When you think about Drivers Ed what is the first thing that comes to mind? The fear and sheer shock that goes along with your kid being able to drive? The excitement that comes from being behind the wheel and showing your friends your skills? The stress of all of the little things they teach you in the classroom and behind the wheel and the added stress of realizing that is only a very small fraction of what you actually need to know. One thing they do teach you, in small towns in Wisconsin anyway, is how to recovery when you start sliding on ice. In the Drivers Ed car on a back road, while driving at a fairly slow rate of speed, the instructor would pull the emergency break without warning causing the car to slide sideways. He would then calmly instruct you to look where you want the car to go and steer to that location. Starting to slide, panicking in your head while listening to the calming voice, and recovering the car to carry on your merry way brought on all the fear, shock, stress, and excitement you could handle.
Now I’ll be honest, I was not a good driver in the beginning. I didn’t care for it, was not great at it, had a decent sized group of friends and an older sister that could get me where I needed to be so I put off getting my license. I didn’t put it off for a crazy long time, only a year or so max, but I definitely wasn’t a kid who was chomping at the bit of ‘freedom’ with my license. That meant that I spent a lot of time riding with friends reflecting on what we all learned and how they applied it. (I say reflecting now but lets face it I was 16, it was judgement.) One thing that frequently stood out to me was that no one seemed to heed the advice of the instructor to look where you want to go. If there was ice, they looked at the ice and where we could end up, if there was a deer they stared into the trees looking for more, if there was traffic they got focused and stressed by the cars immediately around them. People always seemed to be looking at the problem at hand or worse yet, what could go wrong in the situation. It was more than just looking too. I mean, I know you’re supposed to be aware of the hazards obviously. You slow down for icy and snowy roads, you scan the ditches for deer, you drive defensively in traffic, yup all of that but you don’t have to focus on it to be aware of it.
It will come as no surprise that I think of that advice often, many years later, and how it applies to life in general. There have been far too many times in life that I have been focused on what isn’t working in my career, in my relationships, health, or faith. I have looked so hard at the problem that I missed all of the solutions that are sitting just outside of that one point.
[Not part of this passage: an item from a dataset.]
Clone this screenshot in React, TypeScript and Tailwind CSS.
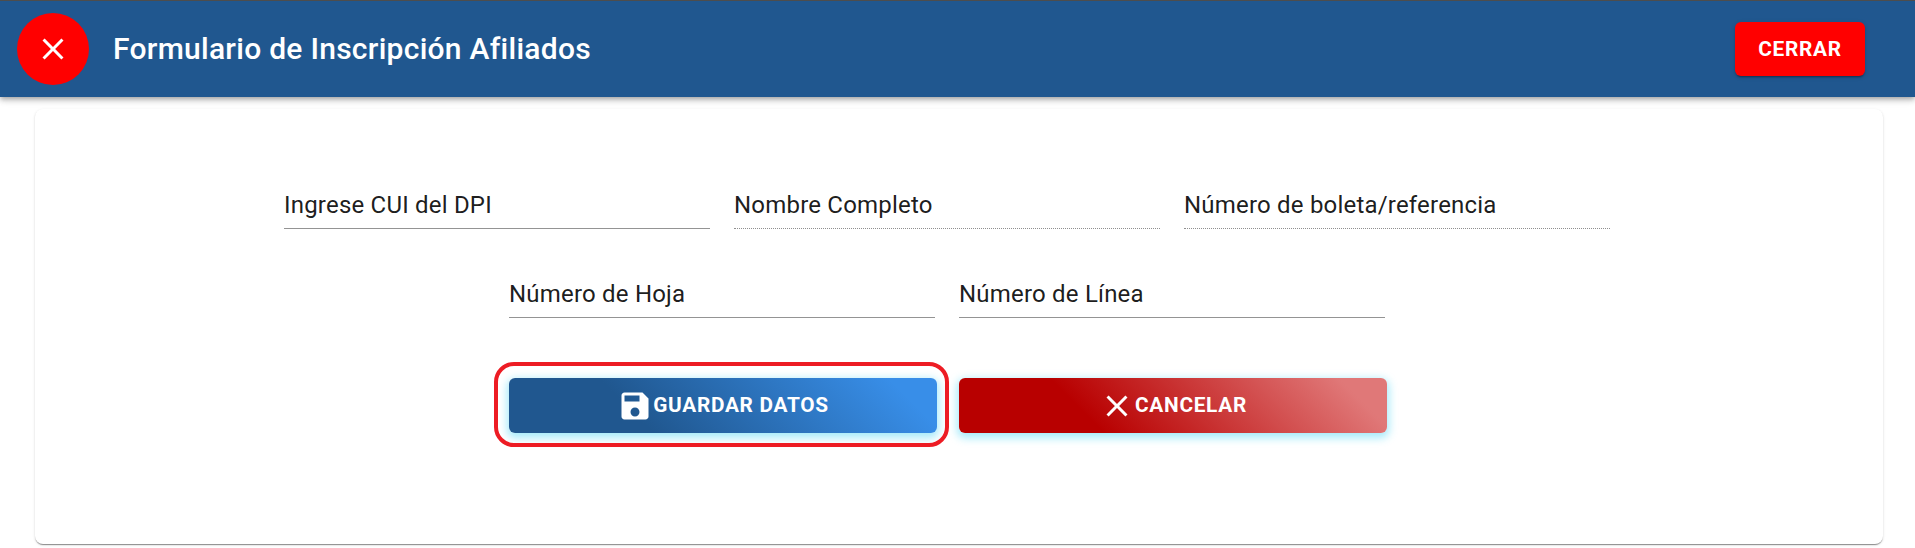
function SaveIcon() {
  return (
    <svg viewBox="0 0 24 24" className="w-9 h-9 fill-white shrink-0">
      <path d="M17 3H5c-1.11 0-2 .9-2 2v14c0 1.1.89 2 2 2h14c1.1 0 2-.9 2-2V7l-4-4zm-5 16c-1.66 0-3-1.34-3-3s1.34-3 3-3 3 1.34 3 3-1.34 3-3 3zm3-10H5V5h10v4z" />
    </svg>
  );
}

function CloseIcon() {
  return (
    <svg viewBox="0 0 24 24" className="w-9 h-9 fill-white shrink-0">
      <path d="M19 6.41 17.59 5 12 10.59 6.41 5 5 6.41 10.59 12 5 17.59 6.41 19 12 13.41 17.59 19 19 17.59 13.41 12z" />
    </svg>
  );
}

function Field({ label, dotted }: { label: string; dotted?: boolean }) {
  return (
    <label
      className={
        "flex items-center w-[426px] h-[48px] text-[24px] tracking-[0.2px] text-[#000000e6] border-b " +
        (dotted ? "border-dotted border-[#00000070]" : "border-[#0000006b]")
      }
    >
      {label}
    </label>
  );
}

export default function App() {
  return (
    <div className="w-[1915px] h-[548px] overflow-hidden bg-white font-['Roboto',sans-serif]">
      <header className="h-[97px] flex items-center justify-between bg-[#20578f] border-t border-[#4d4d4d] pl-[17px] pr-[50px] shadow-[0_2px_4px_-1px_rgba(0,0,0,0.2),0_4px_5px_0_rgba(0,0,0,0.14),0_1px_10px_0_rgba(0,0,0,0.12)] relative">
        <div className="flex items-center gap-6">
          <div className="w-[72px] h-[72px] rounded-full bg-[#ff0000] flex items-center justify-center">
            <CloseIcon />
          </div>
          <h1 className="text-[30px] font-medium text-white tracking-[0.27px] pb-[2px]">Formulario de Inscripción Afiliados</h1>
        </div>
        <button className="w-[130px] h-[54px] pt-[2px] rounded-md bg-[#ff0000] text-white text-[20.8px] font-bold tracking-[0.7px] shadow-[0_3px_1px_-2px_rgba(0,0,0,0.2),0_2px_2px_0_rgba(0,0,0,0.14),0_1px_5px_0_rgba(0,0,0,0.12)]">
          CERRAR
        </button>
      </header>

      <main className="ml-[35px] mt-3 w-[1848px] h-[435px] rounded-lg bg-white shadow-[0_2px_1px_-1px_rgba(0,0,0,0.3),0_1px_1px_0_rgba(0,0,0,0.14),0_1px_3px_0_rgba(0,0,0,0.12)] pt-[72px] pr-6 flex flex-col items-center">
        <div className="flex gap-6">
          <Field label="Ingrese CUI del DPI" />
          <Field label="Nombre Completo" dotted />
          <Field label="Número de boleta/referencia" dotted />
        </div>
        <div className="flex gap-6 mt-[41px]">
          <Field label="Número de Hoja" />
          <Field label="Número de Línea" />
        </div>
        <div className="flex gap-[22px] mt-[60px] ml-[2px]">
          <div className="relative">
            <button className="w-[428px] h-[55px] rounded-md flex items-center justify-center text-white text-[20.8px] font-bold tracking-[0.7px] bg-[linear-gradient(45deg,#20578f_30%,#388ee8_90%)] shadow-[0_3px_8px_2px_rgba(33,203,243,0.4)]">
              <SaveIcon />
              GUARDAR DATOS
            </button>
            <div className="absolute -left-[15px] -right-[12px] -top-4 -bottom-[14px] border-4 border-[#ed1c24] rounded-[20px] pointer-events-none" />
          </div>
          <button className="w-[428px] h-[55px] rounded-md flex items-center justify-center text-white text-[20.8px] font-bold tracking-[0.7px] bg-[linear-gradient(45deg,#b80000_30%,#e07878_90%)] shadow-[0_3px_8px_2px_rgba(33,203,243,0.4)]">
            <CloseIcon />
            CANCELAR
          </button>
        </div>
      </main>
    </div>
  );
}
Couple with that, many times I didn’t even know where it was I wanted to go (I just knew I wasn’t happy) and you’re really in for a tailspin. I mean, if you don’t know where you’re intending to be, how can you do anything but stare at the problem, hazard, pain, (insert whatever word makes the most sense to you)? In a car that part is easy, the road is literally laid out for you, but in life, you have to pick your own path.
Let’s consider another example a little more recent. Not terribly long ago I was stuck in a job that wasn’t so bad but I was pretty over it. I was working a lot of hours on a job that wasn’t challenging but just had a lot to do and I knew there was more I could offer. Over the years since I had gotten in the groove there I had started looking to advance, not knowing what I wanted to do just that I didn’t want to do that. I didn’t want to be on the phone all the time. I didn’t want to be the recipient of all the changes without a voice. I didn’t want to be yelled at for things outside of my control. I started applying out to anything and everything that came available and made the same or more money than I was making. Getting into those interviews I talked a lot about what I could do in my old job but that it was terrible and why I didn’t like it. Not a one of those people was going to hire me and that made me start to panic and look outside the organization. I was essentially doubling down on my focus on the hazards and the negatives. It wasn’t until I decided where I wanted to be and started to explain how my skills could benefit that role that I found my right next step and was hired.
So yes, be aware of the problems, the negatives, the things you would change if you could but don’t focus there. Just be aware enough to support you in developing your road, where you want to go and how to get there. Then, when you start to feel things sliding, when you hear that panicked chatter in your head, listen instead for the calm voice, look where you want to go, and steer yourself to that location.